刚开始喝茶常常搞不清楚普洱和六堡有什么区别,都以为黑茶嘛,都是一样,其实黑茶有很多种,青砖黑砖康砖花砖,产地不尽相同,也各有各的味道。

开始喝六堡,只会觉得滋味有些不同,首先“槟榔香”就有很多人会觉得有点儿像农药的味道,其次它的口感并不算特别有性格的类型,不属于一下子就能区分出来的那种味道。

黑茶里面比如六安茶,就是有一股豆汤味道,闻都闻得出来,而且因为都是用的芽头,所以不太耐泡;再比如茯砖或者熟普的味道,一个汤色淡,味道也相对清淡,一个色红浓,味道也醇厚一些。

相比较之下,六堡的汤色和熟普很接近,但是味道又有差别,因为有梗有叶,所以相对耐放也耐泡。

类似这样的感觉,就是我对六堡最初的印象,说不上深浅,只是很理性的初印象,而说到从什么时候开始对六堡关注,主要还是一些机缘巧合。

不知道是不是小小的遗传,妈妈偶尔会有些头疼,我也是不知道什么时候起,会小小的犯一次头疼。

这种小小程度的头疼,睡觉也没用,泡脚也没用,不知道是哪次我实在拿它没辙了,干脆就坐着喝茶,难受也忍了。

谁知道就这么一大杯一大杯泄愤似地喝着,竟然愣是给喝好了,而那次正好喝的是六堡茶。

因为是第一次,所以我也是半信半疑,是不是黑茶有治我自己头疼的功效?或者干脆就是喝热水的缘故?

于是后来每次一头疼,我就开始了不懈的实验,究竟是哪一个东西缓解了头疼?

实验的结果是,不是黑茶,也不是热水,就是六堡茶。



按照科学实验的角度,针对一个个体的功效实在是没有一点儿说服力,怎么也得弄一群小白鼠才好。不过好在我也从来没有成功说服任何人喝六堡,毕竟茶都是有儿茶素,氨基酸和茶多酚的,说也说不出一个所以然就难免让人觉得言不符实。

但是自从发现我的头疼能被六堡治好之后,我就开始对六堡有了热情,并且很乐于为它瘦一瘦荷包,别人屯茶升值,我属于单纯的屯一点儿心安。

和六堡的缘分就这么结下,从此好像世间有了这一物就能包治百病,于是活的嘚瑟些,好像也心安理得,毕竟手边还有一包小小的六堡。

抱着这样的心里,不论去哪里,我都会带一点儿六堡。

一次在外地,晚上一个人坐着,明明吃也吃饱了,却还是敏锐地触到了空气中的一点孤单,于是就开始一个人泡六堡。
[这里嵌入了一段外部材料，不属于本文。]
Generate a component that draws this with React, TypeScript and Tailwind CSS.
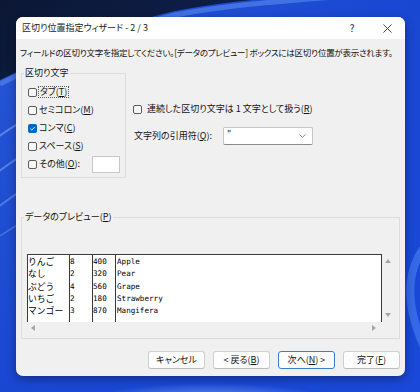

壶大,一只壶倒出来喝不完,只好又把公道杯放在加热的小炉子上温着,桌子上是颖姐从网上帮我挑的白色小夜灯,壶,杯子,茶,都是和爸爸妈妈一起选的,还有我自己买的小炉子和廉价的小茶盘。

有那么孤单的一刻,还能被所有的心爱包围着,突然又觉得充满了稀里糊涂的勇气。

自那次后,才有一点点明白韩语老师为什么会在听到京剧时流下眼泪。

董桥说之前写文章,只觉得要文辞精美,情节不必曲折,却随着年纪的增大,才明白精通事故后,随手拈出的人事风流,才是真正高杆。

不被蹉跎,便不会写诗,没有风雨,便不知碗中茶汤的重量。

一小袋六堡,从故国到南洋。

他乡若是断肠草,旧茶便是忘情药。